Assuming that the newton values are forces in the rope and not weights, the answer should be 111.86 N (approximately, I rounded the weight up to 182.5 N).

You just label the different forces and then solve a system of linear equations.

http://awwapp.com/s/04/a4/48.html

T1+T2=182.5
T1=T3+11.2
T2=T4+5.3
etc.

Am I missing something?

A weight is being suspended by two cables.

Why would the cables have different tensions?

It matters not how many pulleys they go through.

Seems the left pulley is not attached to the ceiling so the whole thing would fall apart anyway.

Seems too obvious so what am I missing?

My answer, referring to this drawing: http://awwapp.com/s/a9/64/ea.html

As a physics teacher, I have to say that is a very poorly designed problem.

Er, yeah, and assuming frictionless pulleys and that the blocks are weights as stated in the OP, I get the tension is ~100.5.

Equal tension lengths are as shown in newme’s drawing. There are 7 unknowns, make seven equations and solve. 11th graders should have that much linear algebra.

My answer, referring to this drawing: http://awwapp.com/s/a9/64/ea.html

T = 2*T1
T2=T1-11.2 (Newtons)
T3=T2-5.3=(T1-11.2)-5.3=T1-16.5 (Newtons)

WEIGHT OF BAR = 18.6kg*9.81 m/s = 182.466 (Newtons)

T1 + 2T2 + T3 = 182.466
–>T1 + 2
(T1-11.2) + (T1-16.5) = 182.466
–>4T1 - 38.9 = 182.466
–>T1= (182.466+38.9)/4 = 55.3415
T = 2
T1 = 2*(55.3415) = 110.683

ETA: If T1 and T3 are unequal, wouldn’t this cause a torque in the bar about its center? So the bar would rotate clockwise and hit the pulleys.

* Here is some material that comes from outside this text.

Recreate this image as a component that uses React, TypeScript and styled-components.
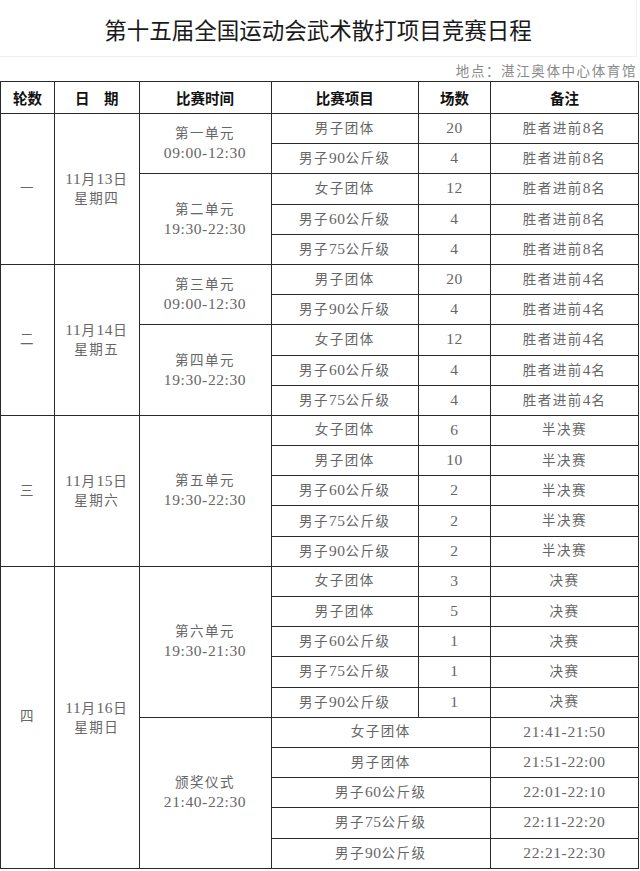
import React from "react";
import styled, { createGlobalStyle } from "styled-components";

const Global = createGlobalStyle`
  html, body { margin: 0; padding: 0; background: #fff; }
  body { width: 640px; }
`;

const Page = styled.div`
  width: 640px;
  background: #fff;
`;

const TitleBar = styled.div`
  height: 57px;
  display: flex;
  align-items: center;
  justify-content: center;
  border-bottom: 1px solid #f0f0f0;
  border-right: 1px solid #f0f0f0;
  box-sizing: border-box;
  width: 637px;
`;

const Title = styled.h1`
  margin: 0;
  padding-top: 2px;
  font-family: "Noto Sans CJK SC", "Noto Sans", sans-serif;
  font-weight: 400;
  font-size: 22.5px;
  color: #1a1a1a;
`;

const Venue = styled.div`
  height: 24px;
  display: flex;
  align-items: center;
  justify-content: flex-end;
  padding-right: 3px;
  padding-top: 2px;
  box-sizing: border-box;
  font-family: "Liberation Serif", "Noto Sans CJK SC", serif;
  font-size: 13.5px;
  letter-spacing: 1.6px;
  color: #8a8a8a;
`;

const Table = styled.table`
  width: 638px;
  border-collapse: collapse;
  table-layout: fixed;
  border: 1.5px solid #3a3a3a;
`;

const HeadRow = styled.tr`
  height: 32px;
`;

const Row = styled.tr`
  height: 30.2px;
`;

const Th = styled.th`
  border: 1.5px solid #2a2a2a;
  padding: 0;
  font-family: "Noto Sans CJK SC", sans-serif;
  font-weight: 700;
  font-size: 14.5px;
  color: #111;
  text-align: center;
  vertical-align: middle;
`;

const Td = styled.td<{ $block?: boolean }>`
  border: 1.5px solid #2a2a2a;
  padding: 0;
  font-family: "Liberation Serif", "Noto Sans CJK SC", serif;
  font-size: 13.5px;
  letter-spacing: 1.5px;
  line-height: ${(p) => (p.$block ? "19px" : "18px")};
  color: #666;
  text-align: center;
  vertical-align: middle;
  white-space: nowrap;
`;

const Num = styled.span`
  font-family: "Liberation Serif", serif;
  font-size: 15.5px;
  letter-spacing: 0.6px;
`;

function Txt({ children }: { children: string }) {
  const parts = children.split(/([0-9:\-]+)/).filter((p) => p.length > 0);
  return (
    <>
      {parts.map((p, i) =>
        /^[0-9:\-]+$/.test(p) ? <Num key={i}>{p}</Num> : <React.Fragment key={i}>{p}</React.Fragment>
      )}
    </>
  );
}

type Item = { name: string; count?: string; note: string };
type Session = { label: string; time: string; items: Item[]; merged?: boolean };
type Day = { round: string; date: string; weekday: string; sessions: Session[] };

const days: Day[] = [
  {
    round: "一",
    date: "11月13日",
    weekday: "星期四",
    sessions: [
      {
        label: "第一单元",
        time: "09:00-12:30",
        items: [
          { name: "男子团体", count: "20", note: "胜者进前8名" },
          { name: "男子90公斤级", count: "4", note: "胜者进前8名" },
        ],
      },
      {
        label: "第二单元",
        time: "19:30-22:30",
        items: [
          { name: "女子团体", count: "12", note: "胜者进前8名" },
          { name: "男子60公斤级", count: "4", note: "胜者进前8名" },
          { name: "男子75公斤级", count: "4", note: "胜者进前8名" },
        ],
      },
    ],
  },
  {
    round: "二",
    date: "11月14日",
    weekday: "星期五",
    sessions: [
      {
        label: "第三单元",
        time: "09:00-12:30",
        items: [
          { name: "男子团体", count: "20", note: "胜者进前4名" },
          { name: "男子90公斤级", count: "4", note: "胜者进前4名" },
        ],
      },
      {
        label: "第四单元",
        time: "19:30-22:30",
        items: [
          { name: "女子团体", count: "12", note: "胜者进前4名" },
          { name: "男子60公斤级", count: "4", note: "胜者进前4名" },
          { name: "男子75公斤级", count: "4", note: "胜者进前4名" },
        ],
      },
    ],
  },
  {
    round: "三",
    date: "11月15日",
    weekday: "星期六",
    sessions: [
      {
        label: "第五单元",
        time: "19:30-22:30",
        items: [
          { name: "女子团体", count: "6", note: "半决赛" },
          { name: "男子团体", count: "10", note: "半决赛" },
          { name: "男子60公斤级", count: "2", note: "半决赛" },
          { name: "男子75公斤级", count: "2", note: "半决赛" },
          { name: "男子90公斤级", count: "2", note: "半决赛" },
        ],
      },
    ],
  },
  {
    round: "四",
    date: "11月16日",
    weekday: "星期日",
    sessions: [
      {
        label: "第六单元",
        time: "19:30-21:30",
        items: [
          { name: "女子团体", count: "3", note: "决赛" },
          { name: "男子团体", count: "5", note: "决赛" },
          { name: "男子60公斤级", count: "1", note: "决赛" },
          { name: "男子75公斤级", count: "1", note: "决赛" },
          { name: "男子90公斤级", count: "1", note: "决赛" },
        ],
      },
      {
        label: "颁奖仪式",
        time: "21:40-22:30",
        merged: true,
        items: [
          { name: "女子团体", note: "21:41-21:50" },
          { name: "男子团体", note: "21:51-22:00" },
          { name: "男子60公斤级", note: "22:01-22:10" },
          { name: "男子75公斤级", note: "22:11-22:20" },
          { name: "男子90公斤级", note: "22:21-22:30" },
        ],
      },
    ],
  },
];

const cols = [54, 84.5, 132, 147.5, 72, 148];

export default function App() {
  const rows: React.ReactNode[] = [];
  days.forEach((day, di) => {
    const total = day.sessions.reduce((n, s) => n + s.items.length, 0);
    day.sessions.forEach((s, si) => {
      s.items.forEach((it, ii) => {
        const first = si === 0 && ii === 0;
        rows.push(
          <Row key={`${di}-${si}-${ii}`}>
            {first && <Td rowSpan={total}>{day.round}</Td>}
            {first && (
              <Td rowSpan={total} $block>
                <Txt>{day.date}</Txt>
                <br />
                {day.weekday}
              </Td>
            )}
            {ii === 0 && (
              <Td rowSpan={s.items.length} $block>
                {s.label}
                <br />
                <Txt>{s.time}</Txt>
              </Td>
            )}
            {s.merged ? (
              <Td colSpan={2}>
                <Txt>{it.name}</Txt>
              </Td>
            ) : (
              <>
                <Td>
                  <Txt>{it.name}</Txt>
                </Td>
                <Td>
                  <Txt>{it.count ?? ""}</Txt>
                </Td>
              </>
            )}
            <Td>
              <Txt>{it.note}</Txt>
            </Td>
          </Row>
        );
      });
    });
  });

  return (
    <Page>
      <Global />
      <TitleBar>
        <Title>第十五届全国运动会武术散打项目竞赛日程</Title>
      </TitleBar>
      <Venue>地点：湛江奥体中心体育馆</Venue>
      <Table>
        <colgroup>
          {cols.map((w, i) => (
            <col key={i} style={{ width: w }} />
          ))}
        </colgroup>
        <thead>
          <HeadRow>
            <Th>轮数</Th>
            <Th>日　期</Th>
            <Th>比赛时间</Th>
            <Th>比赛项目</Th>
            <Th>场数</Th>
            <Th>备注</Th>
          </HeadRow>
        </thead>
        <tbody>{rows}</tbody>
      </Table>
    </Page>
  );
}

I set up my equations incorrectly here. I agree with the 110.7.

Regarding rotation: it depends on where the cables are attached with respect to the blocks center of mass.

Any chance that the two blocks are springs with the given tension?

I have found that when someone goes to extraordinary trouble to ask for help with an exam question (like you did), it usually means they have tried every possible source for help they could and are now stumped. What that usually means is there was a mistake made by the person preparing the exam. Not always. But usually.

I didn’t look at the question because I’m hoping that someone has indeed found there was a mistake made in the preparation of the exam and this thread was then closed. If not, I would hope that someone else would verify my experience that usually this means a mistake was made with the preparartion of the exam question.

In any event, I wish you the best of luck.

I should also mention that on more than one occasion (although not many more), one of my high school teachers (who was an alcoholic) either taught a class while drunk or prepared a test while drunk (apparently) and one or more of the test questions were just bonkers and had to be excused. (Oh, boy! Was his face red!)